### Supplied data:
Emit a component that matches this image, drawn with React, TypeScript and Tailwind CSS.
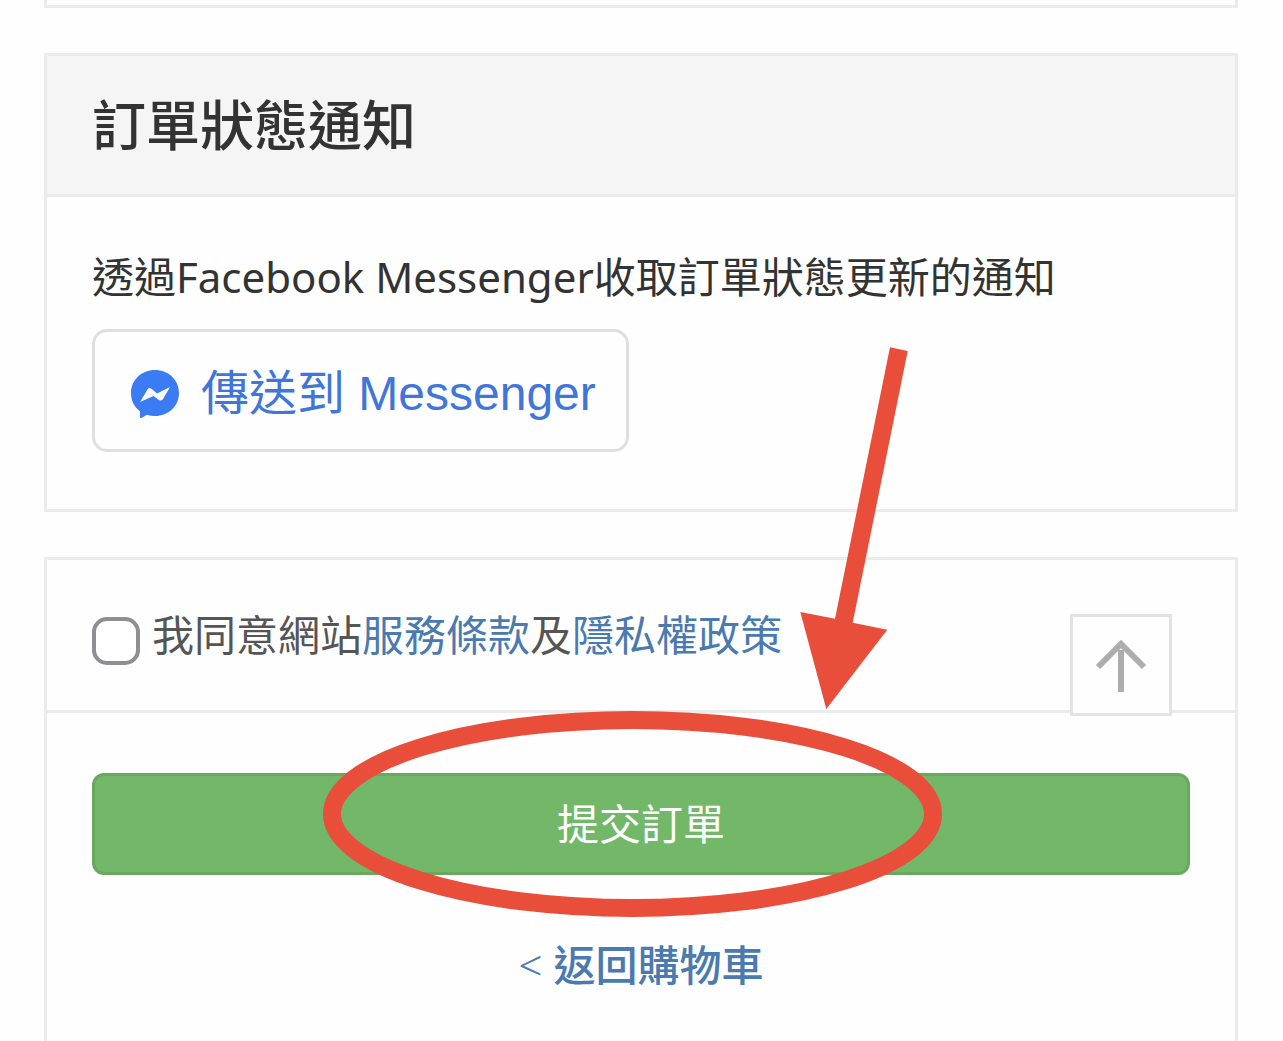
import React, { useState } from "react";

function MessengerIcon() {
  return (
    <svg width="48" height="48" viewBox="0 0 48 48" aria-hidden="true">
      <path
        fill="#3b7cf5"
        d="M24 0C10.700 0 0 9.800 0 23c0 8 3.400 14 9 18.300V47c0 .8.800 1.300 1.500.9l5.500-3.100c2.500.8 5.200 1.200 8 1.200 13.300 0 24-9.800 24-23S37.300 0 24 0z"
      />
      <path
        fill="#fff"
        d="M9 32 16.500 19.500c1-1.600 2.400-1.800 3.900-.8l5.600 4.800L39 17 32 29c-1 1.600-2.500 1.800-4 .9l-5.500-4z"
      />
    </svg>
  );
}

function ArrowUpIcon() {
  return (
    <svg
      width="54"
      height="54"
      viewBox="0 0 54 54"
      fill="none"
      stroke="#adadad"
      strokeWidth="6"
      aria-hidden="true"
    >
      <path d="M4 29 27 6l23 23" />
      <path d="M27 12v42" />
    </svg>
  );
}

// Red circle around the submit button with an arrow pointing at it
function SubmitHint() {
  return (
    <svg
      className="pointer-events-none absolute left-1/2 -bottom-[42px] -translate-x-1/2 z-20"
      width="636"
      height="570"
      viewBox="0 0 636 570"
      aria-hidden="true"
    >
      <ellipse
        cx="309.500"
        cy="467"
        rx="300.500"
        ry="94"
        fill="none"
        stroke="#e94e3b"
        strokeWidth="18"
      />
      <path
        fill="#e94e3b"
        d="M567 .3 584.700 4 529.700 275.700 564.300 282.700 503.300 362 477.300 265 512 271.700z"
      />
    </svg>
  );
}

function App() {
  const [agreed, setAgreed] = useState(false);

  return (
    <div
      lang="zh-Hant"
      className="flex min-h-screen flex-col gap-[45px] bg-[#fefefe] pr-[45px] pl-[44px] text-[42px] leading-[60px] text-[#333] font-['Noto_Sans','Noto_Sans_CJK_TC',sans-serif]"
    >
      {/* End of the previous section */}
      <div className="h-2 border-3 border-t-0 border-[#ebebeb]" />

      {/* Order notifications */}
      <section className="border-3 border-[#ebebeb]">
        <h2 className="border-b-3 border-[#ebebeb] bg-[#f5f5f5] px-[45px] py-9 text-[54px] leading-[66px] font-medium">
          訂單狀態通知
        </h2>
        <div className="px-[45px] pt-[50px] pb-[57px]">
          <p className="mb-[22px]">
            透過Facebook Messenger收取訂單狀態更新的通知
          </p>
          <button
            type="button"
            className="flex h-[123px] cursor-pointer items-center gap-[22px] rounded-[15px] border-3 border-[#dfdfdf] pt-[6px] pr-[30px] pl-9 text-[48px] text-[#3f76d8] font-['Liberation_Sans','Noto_Sans_CJK_TC',sans-serif]"
          >
            <MessengerIcon />
            傳送到 Messenger
          </button>
        </div>
      </section>

      {/* Terms + submit */}
      <section className="flex-1 border-3 border-b-0 border-[#ebebeb]">
        <div className="relative flex items-end gap-3 border-b-3 border-[#ebebeb] px-[45px] py-[45px] text-[#555]">
          <input
            id="agree"
            type="checkbox"
            checked={agreed}
            onChange={(e) => setAgreed(e.target.checked)}
            className="size-12 shrink-0 appearance-none rounded-[15px] border-4 border-[#8e8e93] bg-white checked:bg-[#8e8e93]"
          />
          <label htmlFor="agree">
            我同意網站
            <a href="#terms" className="text-[#4a7aaf]">
              服務條款
            </a>
            及
            <a href="#privacy" className="text-[#4a7aaf]">
              隱私權政策
            </a>
          </label>
          <button
            type="button"
            aria-label="Back to top"
            onClick={() => window.scrollTo({ top: 0 })}
            className="absolute top-[54px] right-[63px] z-10 flex size-[102px] cursor-pointer items-center justify-center border-3 border-[#e3e3e3] bg-[#fefefe]"
          >
            <ArrowUpIcon />
          </button>
        </div>

        <div className="px-[45px] pt-[60px] pb-12 text-center">
          <div className="relative">
            <button
              type="submit"
              className="block h-[102px] w-full cursor-pointer rounded-xl border-3 border-[#6aa860] bg-[#73b769] text-white"
            >
              提交訂單
            </button>
            <SubmitHint />
          </div>
          <a
            href="#cart"
            className="mt-[60px] inline-block font-medium text-[#4a7aaf]"
          >
            <span className="font-light">&lt;</span> 返回購物車
          </a>
        </div>
      </section>
    </div>
  );
}

export default App;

### Set exercise:
Return the listing above in full and without alteration, excluding its pictures.

### Full output:
Emit a component that matches this image, drawn with React, TypeScript and Tailwind CSS.
import React, { useState } from "react";

function MessengerIcon() {
  return (
    <svg width="48" height="48" viewBox="0 0 48 48" aria-hidden="true">
      <path
        fill="#3b7cf5"
        d="M24 0C10.700 0 0 9.800 0 23c0 8 3.400 14 9 18.300V47c0 .8.800 1.300 1.500.9l5.500-3.100c2.500.8 5.200 1.200 8 1.200 13.300 0 24-9.800 24-23S37.300 0 24 0z"
      />
      <path
        fill="#fff"
        d="M9 32 16.500 19.500c1-1.600 2.400-1.800 3.900-.8l5.600 4.800L39 17 32 29c-1 1.600-2.500 1.800-4 .9l-5.500-4z"
      />
    </svg>
  );
}

function ArrowUpIcon() {
  return (
    <svg
      width="54"
      height="54"
      viewBox="0 0 54 54"
      fill="none"
      stroke="#adadad"
      strokeWidth="6"
      aria-hidden="true"
    >
      <path d="M4 29 27 6l23 23" />
      <path d="M27 12v42" />
    </svg>
  );
}

// Red circle around the submit button with an arrow pointing at it
function SubmitHint() {
  return (
    <svg
      className="pointer-events-none absolute left-1/2 -bottom-[42px] -translate-x-1/2 z-20"
      width="636"
      height="570"
      viewBox="0 0 636 570"
      aria-hidden="true"
    >
      <ellipse
        cx="309.500"
        cy="467"
        rx="300.500"
        ry="94"
        fill="none"
        stroke="#e94e3b"
        strokeWidth="18"
      />
      <path
        fill="#e94e3b"
        d="M567 .3 584.700 4 529.700 275.700 564.300 282.700 503.300 362 477.300 265 512 271.700z"
      />
    </svg>
  );
}

function App() {
  const [agreed, setAgreed] = useState(false);

  return (
    <div
      lang="zh-Hant"
      className="flex min-h-screen flex-col gap-[45px] bg-[#fefefe] pr-[45px] pl-[44px] text-[42px] leading-[60px] text-[#333] font-['Noto_Sans','Noto_Sans_CJK_TC',sans-serif]"
    >
      {/* End of the previous section */}
      <div className="h-2 border-3 border-t-0 border-[#ebebeb]" />

      {/* Order notifications */}
      <section className="border-3 border-[#ebebeb]">
        <h2 className="border-b-3 border-[#ebebeb] bg-[#f5f5f5] px-[45px] py-9 text-[54px] leading-[66px] font-medium">
          訂單狀態通知
        </h2>
        <div className="px-[45px] pt-[50px] pb-[57px]">
          <p className="mb-[22px]">
            透過Facebook Messenger收取訂單狀態更新的通知
          </p>
          <button
            type="button"
            className="flex h-[123px] cursor-pointer items-center gap-[22px] rounded-[15px] border-3 border-[#dfdfdf] pt-[6px] pr-[30px] pl-9 text-[48px] text-[#3f76d8] font-['Liberation_Sans','Noto_Sans_CJK_TC',sans-serif]"
          >
            <MessengerIcon />
            傳送到 Messenger
          </button>
        </div>
      </section>

      {/* Terms + submit */}
      <section className="flex-1 border-3 border-b-0 border-[#ebebeb]">
        <div className="relative flex items-end gap-3 border-b-3 border-[#ebebeb] px-[45px] py-[45px] text-[#555]">
          <input
            id="agree"
            type="checkbox"
            checked={agreed}
            onChange={(e) => setAgreed(e.target.checked)}
            className="size-12 shrink-0 appearance-none rounded-[15px] border-4 border-[#8e8e93] bg-white checked:bg-[#8e8e93]"
          />
          <label htmlFor="agree">
            我同意網站
            <a href="#terms" className="text-[#4a7aaf]">
              服務條款
            </a>
            及
            <a href="#privacy" className="text-[#4a7aaf]">
              隱私權政策
            </a>
          </label>
          <button
            type="button"
            aria-label="Back to top"
            onClick={() => window.scrollTo({ top: 0 })}
            className="absolute top-[54px] right-[63px] z-10 flex size-[102px] cursor-pointer items-center justify-center border-3 border-[#e3e3e3] bg-[#fefefe]"
          >
            <ArrowUpIcon />
          </button>
        </div>

        <div className="px-[45px] pt-[60px] pb-12 text-center">
          <div className="relative">
            <button
              type="submit"
              className="block h-[102px] w-full cursor-pointer rounded-xl border-3 border-[#6aa860] bg-[#73b769] text-white"
            >
              提交訂單
            </button>
            <SubmitHint />
          </div>
          <a
            href="#cart"
            className="mt-[60px] inline-block font-medium text-[#4a7aaf]"
          >
            <span className="font-light">&lt;</span> 返回購物車
          </a>
        </div>
      </section>
    </div>
  );
}

export default App;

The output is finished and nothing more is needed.